▸ **Requirements**
Repeat the listing that follows, character for character, minus the pictures.

▸ **Data shown**
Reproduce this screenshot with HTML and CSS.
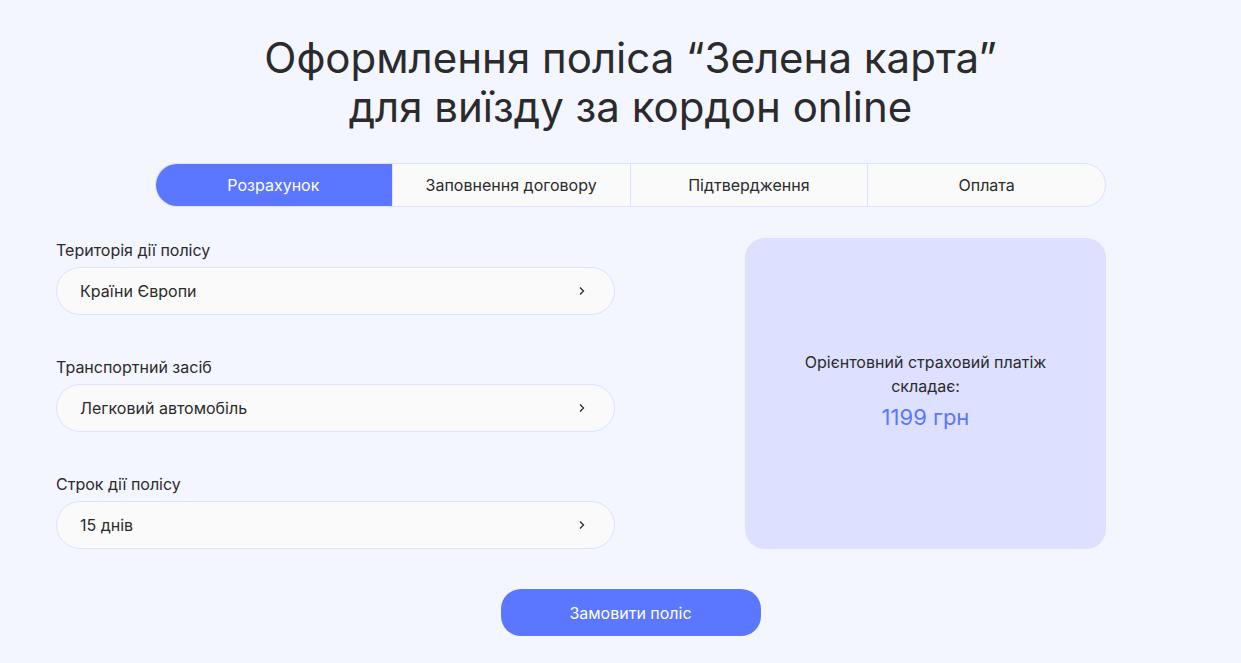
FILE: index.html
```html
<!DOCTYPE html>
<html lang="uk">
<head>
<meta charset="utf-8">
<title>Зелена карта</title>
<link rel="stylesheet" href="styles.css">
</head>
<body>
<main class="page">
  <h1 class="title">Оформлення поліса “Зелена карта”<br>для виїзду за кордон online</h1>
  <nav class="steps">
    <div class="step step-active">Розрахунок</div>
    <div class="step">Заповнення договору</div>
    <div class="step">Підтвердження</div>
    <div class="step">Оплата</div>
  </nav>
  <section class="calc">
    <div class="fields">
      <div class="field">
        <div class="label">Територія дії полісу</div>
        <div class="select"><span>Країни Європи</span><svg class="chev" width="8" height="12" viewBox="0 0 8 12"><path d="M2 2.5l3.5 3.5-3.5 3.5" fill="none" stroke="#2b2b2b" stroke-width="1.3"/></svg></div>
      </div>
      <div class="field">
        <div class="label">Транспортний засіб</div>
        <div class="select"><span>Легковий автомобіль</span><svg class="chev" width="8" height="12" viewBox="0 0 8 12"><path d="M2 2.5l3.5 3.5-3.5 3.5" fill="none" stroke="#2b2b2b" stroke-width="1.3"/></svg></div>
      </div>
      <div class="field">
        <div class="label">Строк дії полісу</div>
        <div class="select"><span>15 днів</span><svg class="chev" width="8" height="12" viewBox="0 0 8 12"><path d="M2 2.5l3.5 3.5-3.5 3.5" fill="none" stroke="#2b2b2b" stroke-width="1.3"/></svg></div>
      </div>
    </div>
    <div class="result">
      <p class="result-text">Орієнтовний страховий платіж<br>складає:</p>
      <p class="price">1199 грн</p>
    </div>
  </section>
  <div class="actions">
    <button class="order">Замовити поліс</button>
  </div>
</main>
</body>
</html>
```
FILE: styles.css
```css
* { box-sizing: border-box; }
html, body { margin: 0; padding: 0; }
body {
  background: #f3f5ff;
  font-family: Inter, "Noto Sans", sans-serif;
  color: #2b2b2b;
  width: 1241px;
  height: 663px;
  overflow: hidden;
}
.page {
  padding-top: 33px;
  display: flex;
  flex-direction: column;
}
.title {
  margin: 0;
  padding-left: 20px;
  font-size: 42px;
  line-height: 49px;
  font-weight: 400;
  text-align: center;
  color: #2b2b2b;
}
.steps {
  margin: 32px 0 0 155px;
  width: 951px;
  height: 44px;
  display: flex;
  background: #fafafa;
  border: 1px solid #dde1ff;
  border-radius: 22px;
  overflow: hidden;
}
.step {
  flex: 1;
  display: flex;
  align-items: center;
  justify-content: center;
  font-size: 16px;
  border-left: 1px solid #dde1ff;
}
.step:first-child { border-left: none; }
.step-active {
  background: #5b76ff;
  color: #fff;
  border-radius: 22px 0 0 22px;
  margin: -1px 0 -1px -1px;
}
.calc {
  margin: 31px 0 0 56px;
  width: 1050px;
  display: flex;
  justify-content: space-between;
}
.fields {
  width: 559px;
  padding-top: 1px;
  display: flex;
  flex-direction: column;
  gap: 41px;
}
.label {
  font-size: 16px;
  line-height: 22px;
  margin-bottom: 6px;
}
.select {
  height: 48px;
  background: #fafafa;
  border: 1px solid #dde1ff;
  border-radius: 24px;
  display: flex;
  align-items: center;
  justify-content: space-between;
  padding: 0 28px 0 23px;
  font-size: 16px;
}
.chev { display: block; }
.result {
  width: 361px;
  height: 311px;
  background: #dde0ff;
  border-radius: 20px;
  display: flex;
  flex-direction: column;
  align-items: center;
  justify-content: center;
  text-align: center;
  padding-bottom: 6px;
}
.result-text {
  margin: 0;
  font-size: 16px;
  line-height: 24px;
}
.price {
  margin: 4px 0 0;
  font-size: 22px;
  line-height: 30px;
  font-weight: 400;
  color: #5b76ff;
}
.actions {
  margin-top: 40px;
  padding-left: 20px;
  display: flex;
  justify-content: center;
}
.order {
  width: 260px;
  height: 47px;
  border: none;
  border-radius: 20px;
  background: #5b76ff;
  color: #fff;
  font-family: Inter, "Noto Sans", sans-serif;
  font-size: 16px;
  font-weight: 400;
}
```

▸ **Solution to this exercise**
Reproduce this screenshot with HTML and CSS.
FILE: index.html
```html
<!DOCTYPE html>
<html lang="uk">
<head>
<meta charset="utf-8">
<title>Зелена карта</title>
<link rel="stylesheet" href="styles.css">
</head>
<body>
<main class="page">
  <h1 class="title">Оформлення поліса “Зелена карта”<br>для виїзду за кордон online</h1>
  <nav class="steps">
    <div class="step step-active">Розрахунок</div>
    <div class="step">Заповнення договору</div>
    <div class="step">Підтвердження</div>
    <div class="step">Оплата</div>
  </nav>
  <section class="calc">
    <div class="fields">
      <div class="field">
        <div class="label">Територія дії полісу</div>
        <div class="select"><span>Країни Європи</span><svg class="chev" width="8" height="12" viewBox="0 0 8 12"><path d="M2 2.5l3.5 3.5-3.5 3.5" fill="none" stroke="#2b2b2b" stroke-width="1.3"/></svg></div>
      </div>
      <div class="field">
        <div class="label">Транспортний засіб</div>
        <div class="select"><span>Легковий автомобіль</span><svg class="chev" width="8" height="12" viewBox="0 0 8 12"><path d="M2 2.5l3.5 3.5-3.5 3.5" fill="none" stroke="#2b2b2b" stroke-width="1.3"/></svg></div>
      </div>
      <div class="field">
        <div class="label">Строк дії полісу</div>
        <div class="select"><span>15 днів</span><svg class="chev" width="8" height="12" viewBox="0 0 8 12"><path d="M2 2.5l3.5 3.5-3.5 3.5" fill="none" stroke="#2b2b2b" stroke-width="1.3"/></svg></div>
      </div>
    </div>
    <div class="result">
      <p class="result-text">Орієнтовний страховий платіж<br>складає:</p>
      <p class="price">1199 грн</p>
    </div>
  </section>
  <div class="actions">
    <button class="order">Замовити поліс</button>
  </div>
</main>
</body>
</html>
```
FILE: styles.css
```css
* { box-sizing: border-box; }
html, body { margin: 0; padding: 0; }
body {
  background: #f3f5ff;
  font-family: Inter, "Noto Sans", sans-serif;
  color: #2b2b2b;
  width: 1241px;
  height: 663px;
  overflow: hidden;
}
.page {
  padding-top: 33px;
  display: flex;
  flex-direction: column;
}
.title {
  margin: 0;
  padding-left: 20px;
  font-size: 42px;
  line-height: 49px;
  font-weight: 400;
  text-align: center;
  color: #2b2b2b;
}
.steps {
  margin: 32px 0 0 155px;
  width: 951px;
  height: 44px;
  display: flex;
  background: #fafafa;
  border: 1px solid #dde1ff;
  border-radius: 22px;
  overflow: hidden;
}
.step {
  flex: 1;
  display: flex;
  align-items: center;
  justify-content: center;
  font-size: 16px;
  border-left: 1px solid #dde1ff;
}
.step:first-child { border-left: none; }
.step-active {
  background: #5b76ff;
  color: #fff;
  border-radius: 22px 0 0 22px;
  margin: -1px 0 -1px -1px;
}
.calc {
  margin: 31px 0 0 56px;
  width: 1050px;
  display: flex;
  justify-content: space-between;
}
.fields {
  width: 559px;
  padding-top: 1px;
  display: flex;
  flex-direction: column;
  gap: 41px;
}
.label {
  font-size: 16px;
  line-height: 22px;
  margin-bottom: 6px;
}
.select {
  height: 48px;
  background: #fafafa;
  border: 1px solid #dde1ff;
  border-radius: 24px;
  display: flex;
  align-items: center;
  justify-content: space-between;
  padding: 0 28px 0 23px;
  font-size: 16px;
}
.chev { display: block; }
.result {
  width: 361px;
  height: 311px;
  background: #dde0ff;
  border-radius: 20px;
  display: flex;
  flex-direction: column;
  align-items: center;
  justify-content: center;
  text-align: center;
  padding-bottom: 6px;
}
.result-text {
  margin: 0;
  font-size: 16px;
  line-height: 24px;
}
.price {
  margin: 4px 0 0;
  font-size: 22px;
  line-height: 30px;
  font-weight: 400;
  color: #5b76ff;
}
.actions {
  margin-top: 40px;
  padding-left: 20px;
  display: flex;
  justify-content: center;
}
.order {
  width: 260px;
  height: 47px;
  border: none;
  border-radius: 20px;
  background: #5b76ff;
  color: #fff;
  font-family: Inter, "Noto Sans", sans-serif;
  font-size: 16px;
  font-weight: 400;
}
```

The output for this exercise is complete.